Second, there’s the redundancy. (Just kidding.)

Second, there’s the different vocabulary. There’s the uncommon name for Jesus, “the Son of Man.” Outside of this verse, only Jesus used that term.

We also see both the singular term for heaven (which Luke normally used) and the plural term, “the heavens.” They both mean the same thing, but it’s typical of Luke to use the plural form.

So why was Jesus standing? Hay didn’t think we could find out for sure. “The answer to this question,” he wrote, “lies in the twilight zone of pre-Lucan tradition.”

He did share some ideas that had been suggested by other.
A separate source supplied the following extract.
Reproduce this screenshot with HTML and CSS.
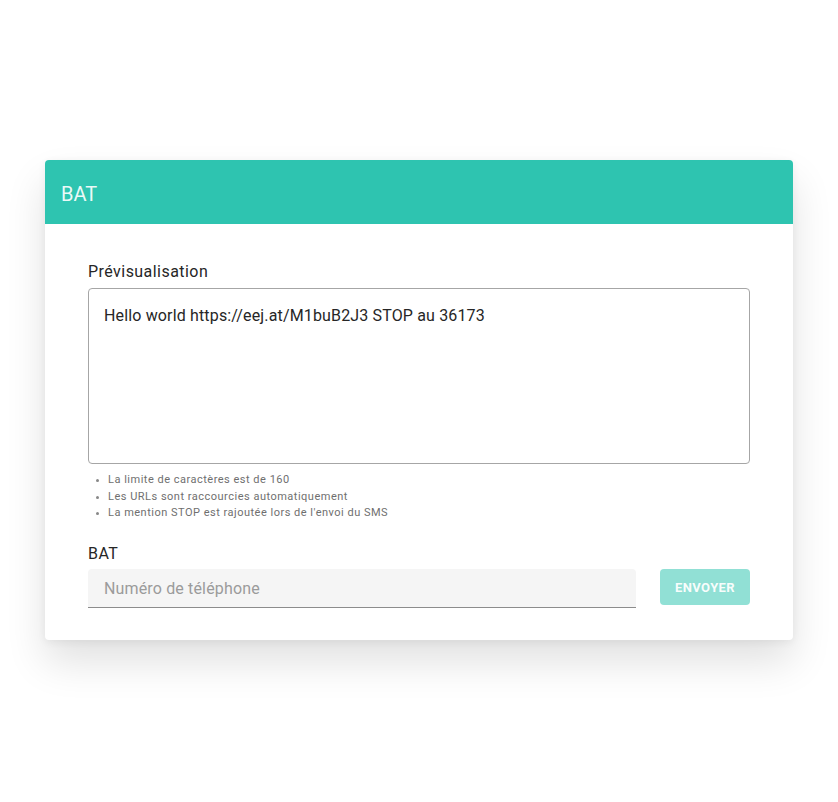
FILE: index.html
```html
<!DOCTYPE html>
<html lang="fr">
<head>
<meta charset="utf-8">
<title>BAT</title>
<link rel="stylesheet" href="styles.css">
</head>
<body>
<div class="card">
  <div class="card-header">BAT</div>
  <div class="card-body">
    <div class="label">Prévisualisation</div>
    <div class="preview">Hello world https://eej.at/M1buB2J3 STOP au 36173</div>
    <ul class="hints">
      <li>La limite de caractères est de 160</li>
      <li>Les URLs sont raccourcies automatiquement</li>
      <li>La mention STOP est rajoutée lors de l'envoi du SMS</li>
    </ul>
    <div class="label label-bat">BAT</div>
    <div class="row">
      <div class="phone">Numéro de téléphone</div>
      <button class="send">Envoyer</button>
    </div>
  </div>
</div>
</body>
</html>
```
FILE: styles.css
```css
* { box-sizing: border-box; }
html, body { margin: 0; padding: 0; background: #fff; }
body {
  font-family: Roboto, "Liberation Sans", Arial, sans-serif;
  color: #212121;
  padding: 160px 45px 0 45px;
  min-height: 802px;
}
.card {
  width: 748px;
  background: #fff;
  border-radius: 4px;
  box-shadow: 0 22px 40px rgba(0,0,0,0.12), 0 2px 8px rgba(0,0,0,0.06);
}
.card-header {
  height: 64px;
  background: #2ec4b0;
  border-radius: 4px 4px 0 0;
  color: rgba(255,255,255,0.92);
  font-size: 20px;
  line-height: 64px;
  padding-top: 2px;
  padding-left: 16px;
}
.card-body {
  padding: 36px 43px 32px 43px;
}
.label {
  font-size: 16px;
  line-height: 24px;
  letter-spacing: 0.45px;
  color: #262626;
  margin-bottom: 4px;
}
.preview {
  height: 176px;
  border: 1px solid #a6a6a6;
  border-radius: 4px;
  padding: 15px 15px 14px 15px;
  font-size: 16px;
  line-height: 24px;
  letter-spacing: 0.15px;
  color: #262626;
}
.hints {
  margin: 8px 0 0 0;
  padding-left: 20px;
  font-size: 11px;
  line-height: 16.7px;
  letter-spacing: 0.5px;
  color: #6f6f6f;
}
.hints li::marker { font-size: 9px; color: #888; }
.label-bat { margin-top: 20px; margin-bottom: 3px; }
.row {
  display: flex;
  align-items: flex-start;
  gap: 24px;
}
.phone {
  flex: 0 0 548px;
  height: 39px;
  background: #f5f5f5;
  border-bottom: 1px solid #8c8c8c;
  border-radius: 4px 4px 0 0;
  padding-left: 16px;
  font-size: 16px;
  line-height: 39px;
  color: #9b9b9b;
  letter-spacing: 0.15px;
}
.send {
  width: 90px;
  height: 36px;
  border: none;
  border-radius: 4px;
  background: #91e0d5;
  color: rgba(255,255,255,0.95);
  font-family: Roboto, "Liberation Sans", Arial, sans-serif;
  font-size: 13px;
  font-weight: 700;
  text-transform: uppercase;
  letter-spacing: 0.4px;
  padding: 0;
}
```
For example, it may have been a vision of the future, of Jesus getting ready to return to earth.

Another idea is that Jesus “rises in the heavenly courtroom to act as a witness on Stephen’s behalf.”

However, the answer Hay found “perhaps most plausible,” was “that Jesus rises from his throne to welcome Stephen into heaven.”

The Book of Hebrews Did Not Pull Melchizedek Out of Relative Obscurity

It might look that way to us.

When we read the New Testament, Melchizedek is mentioned nowhere else but in Hebrews. He appears only twice in the Old Testament, briefly in a story about Abraham, and then in one verse of Psalm 110.

We might think that the writer of Hebrews was making a big deal out of a little-known figure.

In fact, there were plenty of theories about Melchizedek going around at the time that Hebrews was written. One thing they had in common was that they added human opinion to the biblical account.

The writer of Hebrews was different. He really stuck to the text. Hay was impressed by his restraint:

“The marvel about the argument concering Melchizedek in Heb 5-7 is not that the author has made so much out of so little, but that he has made so little out of so much. It is clear that at least within Judaism large clouds of speculation swirled about Melchizedek, and there can be little doubt that the author of the epistle knew more than he chose to elaborate (cf. 7.1-3). With the most astonishing thrift, or resolute reserve, he determined to know nothing of him that could not be inferred from Gen 14.18-20 and Ps. 110.4 (chiefly the latter).